The West must desist from its staunch opposition to Russian President Vladimir Putin’s policy in Ukraine, and form an alliance with Moscow in order to defeat the Islamic State (ISIS), UK Independence Party (UKIP) leader Nigel Farage has said.
RT Farage demanded the West stop antagonizing “the Russian bear”by poking him “with a stick”, and insisted President Putin is “on our side” in the global war against jihadist extremism.
The right wing MP called upon Western leaders to “grow up” and “recognize the real threat facing all of our countries, communities and societies.” It’s time for Europe to halt the geopolitical theatre in Ukraine, he warned, and prepare a plan like “like Syria, like Iraq, like Kenya like Nigeria” to deal with the real and substantive “threat that faces us.”
Farage sparked controversy earlier in 2014 when he publicly declared Putin to be the statesman he harbors the most admiration for.
In a European Parliament (EP) debate on Tuesday morning, the UKIP chief offered a sympathetic interpretation of Russia’s actions in Ukraine. Farage argued EU leaders had directly encouraged the uprising in the conflict-ridden state, which he says has predictably prompted a retaliatory reaction from Moscow.
Putin is also blamed by many Western leaders for prolonging carnage in Syria by supply Damascus with arms and military aircraft. He has also been criticized for repeatedly blocking attempts to sanction Syrian President Bashar Assad’s government via the United Nations.
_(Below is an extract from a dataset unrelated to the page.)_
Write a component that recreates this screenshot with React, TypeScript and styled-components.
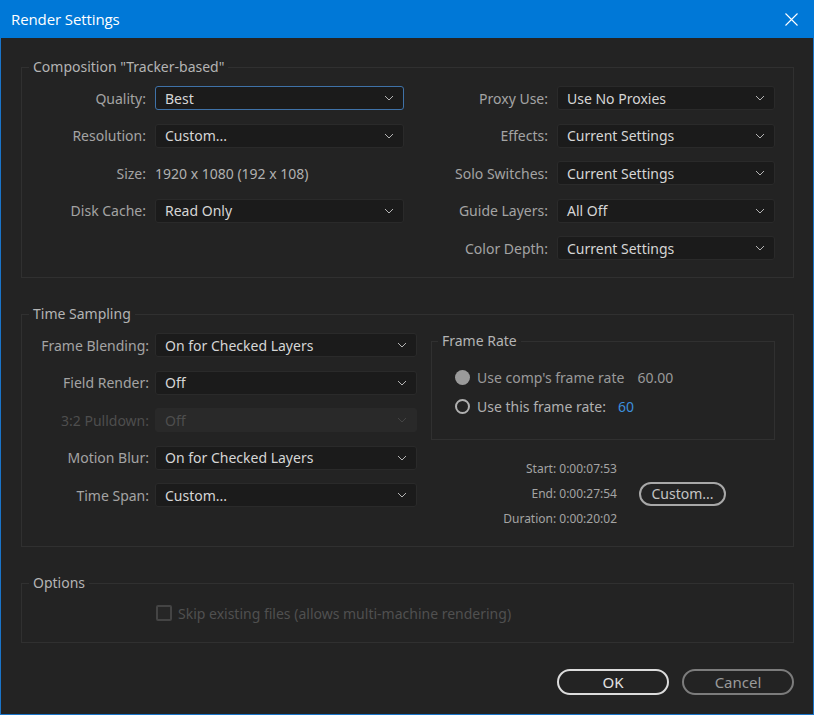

But Farage argues these political differences must be cast aside so that Russia can join forces with multiple European nations to tackle IS and defeat the Islamic terror group. The UKIP leader warned we are living in tenuous times, with the West currently facing the greatest threat it has seen in over 70 years.
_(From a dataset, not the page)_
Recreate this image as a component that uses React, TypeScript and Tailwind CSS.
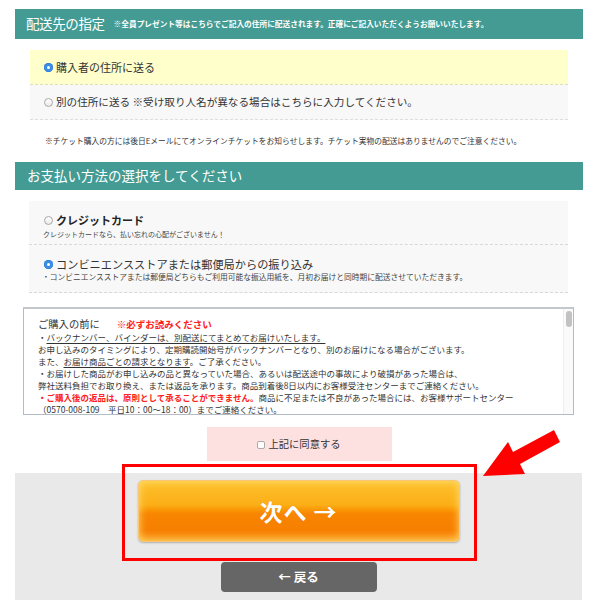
import React from "react";

function Radio({ checked }: { checked?: boolean }) {
  if (checked) {
    return (
      <span className="inline-flex w-[9px] h-[9px] shrink-0 rounded-full bg-[#3b8ee8] items-center justify-center shadow-[inset_0_0_0_0.5px_#2a73c5]">
        <span className="w-[3px] h-[3px] rounded-full bg-white" />
      </span>
    );
  }
  return (
    <span className="inline-block w-[9px] h-[9px] shrink-0 rounded-full bg-[linear-gradient(to_bottom,#ffffff,#eaeaea)] border border-[#a8a8a8]" />
  );
}

export default function App() {
  return (
    <div className="relative w-[596px] h-[600px] overflow-hidden bg-white text-[#333] font-['Noto_Sans_CJK_JP','Noto_Sans',sans-serif]">
      <div className="ml-[15px] w-[568px] pt-[9px]">
        {/* Header 1 */}
        <div className="h-[30px] bg-[#439b93] flex items-center pl-[11px] text-white">
          <span className="text-[13.5px] leading-none tracking-[-0.4px]">配送先の指定</span>
          <span className="ml-[9px] text-[7.7px] font-bold leading-none">
            ※全員プレゼント等はこちらでご記入の住所に配送されます。正確にご記入いただくようお願いいたします。
          </span>
        </div>

        <div className="mt-[11px] ml-[15px] w-[538px]">
          <div className="h-[35px] bg-[#ffffcc] border-b border-dashed border-[#dcdcc8] flex items-center pl-[14px]">
            <Radio checked />
            <span className="ml-[3px] text-[11px] leading-none">購入者の住所に送る</span>
          </div>
          <div className="h-[35px] bg-[#f8f8f8] border-b border-dashed border-[#dddddd] flex items-center pl-[14px]">
            <Radio />
            <span className="ml-[3px] text-[10.6px] leading-none">
              別の住所に送る ※受け取り人名が異なる場合はこちらに入力してください。
            </span>
          </div>
        </div>

        <p className="mt-[16px] pl-[30px] text-[7.75px] leading-[10px] whitespace-nowrap">
          ※チケット購入の方には後日Eメールにてオンラインチケットをお知らせします。チケット実物の配送はありませんのでご注意ください。
        </p>

        {/* Header 2 */}
        <div className="mt-[16px] h-[28px] bg-[#439b93] flex items-center pl-[12px] text-white">
          <span className="text-[13.5px] leading-none">お支払い方法の選択をしてください</span>
        </div>

        <div className="mt-[11px] ml-[14px] w-[539px] bg-[#f8f8f8]">
          <div className="h-[44px] border-b border-dashed border-[#d8d8d8] pl-[15px] pt-[12px]">
            <div className="flex items-center h-[14px]">
              <Radio />
              <span className="ml-[3px] text-[11px] font-bold leading-[14px] text-[#222]">クレジットカード</span>
            </div>
            <div className="mt-[2px] -ml-[1px] text-[7px] leading-[10px] text-[#444]">
              クレジットカードなら、払い忘れの心配がございません！
            </div>
          </div>
          <div className="h-[48px] border-b border-dashed border-[#d8d8d8] pl-[15px] pt-[12px]">
            <div className="flex items-center h-[14px]">
              <Radio checked />
              <span className="ml-[3px] text-[11.2px] leading-[14px]">コンビニエンスストアまたは郵便局からの振り込み</span>
            </div>
            <div className="mt-[1px] -ml-[2px] text-[7.75px] leading-[10px] text-[#444] whitespace-nowrap">
              ・コンビニエンスストアまたは郵便局どちらもご利用可能な振込用紙を、月初お届けと同時期に配送させていただきます。
            </div>
          </div>
        </div>

        {/* Terms box */}
        <div className="mt-[14px] ml-[8px] w-[551px] h-[108px] border border-[#b3bcc6] border-t-2 border-t-[#c4c8cc] flex overflow-hidden bg-white">
          <div className="flex-1 pl-[14px] pt-[6px] text-[8.5px] leading-[12px] text-[#333] whitespace-nowrap overflow-hidden">
            <div className="flex items-end h-[16px]">
              <span className="text-[10.3px] leading-[14px]">ご購入の前に</span>
              <span className="ml-[17px] text-[9.5px] leading-[14px] font-bold text-[#ff2020]">※必ずお読みください</span>
            </div>
            <div>
              ・<span className="underline underline-offset-[2px]">バックナンバー、バインダーは、別配送にてまとめてお届けいたします。</span>
            </div>
            <div>お申し込みのタイミングにより、定期購読開始号がバックナンバーとなり、別のお届けになる場合がございます。</div>
            <div>
              また、<span className="underline underline-offset-[2px]">お届け商品ごとの請求となります</span>。ご了承ください。
            </div>
            <div>・お届けした商品がお申し込みの品と異なっていた場合、あるいは配送途中の事故により破損があった場合は、</div>
            <div>弊社送料負担でお取り換え、または返品を承ります。商品到着後8日以内にお客様受注センターまでご連絡ください。</div>
            <div>
              <span className="font-bold text-[#ff2020]">・ご購入後の返品は、原則として承ることができません。</span>
              商品に不足または不良があった場合には、お客様サポートセンター
            </div>
            <div>（0570-008-109　平日10：00〜18：00）までご連絡ください。</div>
          </div>
          <div className="w-[10px] shrink-0 bg-[#fafafa] border-l border-[#eeeeee] pt-[2px] flex justify-center">
            <div className="w-[6px] h-[16px] rounded-[3px] bg-[#c2c2c2]" />
          </div>
        </div>

        {/* Agree */}
        <div className="mt-[12px] mx-auto w-[185px] h-[34px] bg-[#fde0e0] flex items-center justify-center">
          <span className="w-[8px] h-[8px] rounded-[2px] border border-[#aaaaaa] bg-white mt-[2px]" />
          <span className="ml-[3px] text-[10.3px] leading-none text-[#333]">上記に同意する</span>
        </div>

        {/* Bottom gray area */}
        <div className="mt-[12px] w-[567px] h-[140px] bg-[#e9e9e9] pt-[7px] flex flex-col items-center">
          <div className="w-[322px] h-[62px] rounded-[5px] border border-[#f7c776] bg-[linear-gradient(to_bottom,#fdc22e_0%,#fcae17_40%,#fa9a08_47%,#f88500_55%,#f77f00_82%,#fa9d22_100%)] shadow-[inset_0_0_9px_rgba(255,226,120,0.95),0_1px_2px_rgba(0,0,0,0.25)] flex items-center justify-center">
            <span className="text-white text-[23px] font-bold leading-none tracking-[1px] [text-shadow:0_0_1px_rgba(200,90,0,0.4)]">
              次へ →
            </span>
          </div>
          <div className="mt-[20px] w-[156px] h-[30px] rounded-[4px] bg-[#666666] flex items-center justify-center">
            <span className="text-white text-[12.5px] font-bold leading-none">← 戻る</span>
          </div>
        </div>
      </div>

      {/* Annotation overlays */}
      <div className="absolute left-[122px] top-[464px] w-[355px] h-[97px] border-[3px] border-[#ff0000] pointer-events-none" />
      <svg className="absolute left-0 top-0 pointer-events-none" width="596" height="600" viewBox="0 0 596 600">
        <polygon
          points="483,476 525,474 520,464 560,442 554,430 513,452 508,442"
          fill="#ff0000"
        />
      </svg>
    </div>
  );
}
“The recent beheadings of the British and American hostages graphically illustrates the problem and of course we have our own citizens from our won countries engaged in that struggle too,” he said.
Farage suggested a litany of Western “foreign policy failures and contradictions” in recent years have unnecessarily provoked Putin, including the “bombing of Libya” and Western leaders desire to arm Syrian rebels. UKIP leader criticized the EU’s expansionist agenda, emphasizing EU powers “directly encouraged the uprising in Ukraine that led to the toppling of the president Yanukovych.”
Putin’s reaction was unsurprising, Farage concluded, who stressed “if you poke the Russian bear with a stick,” you should expect retaliation.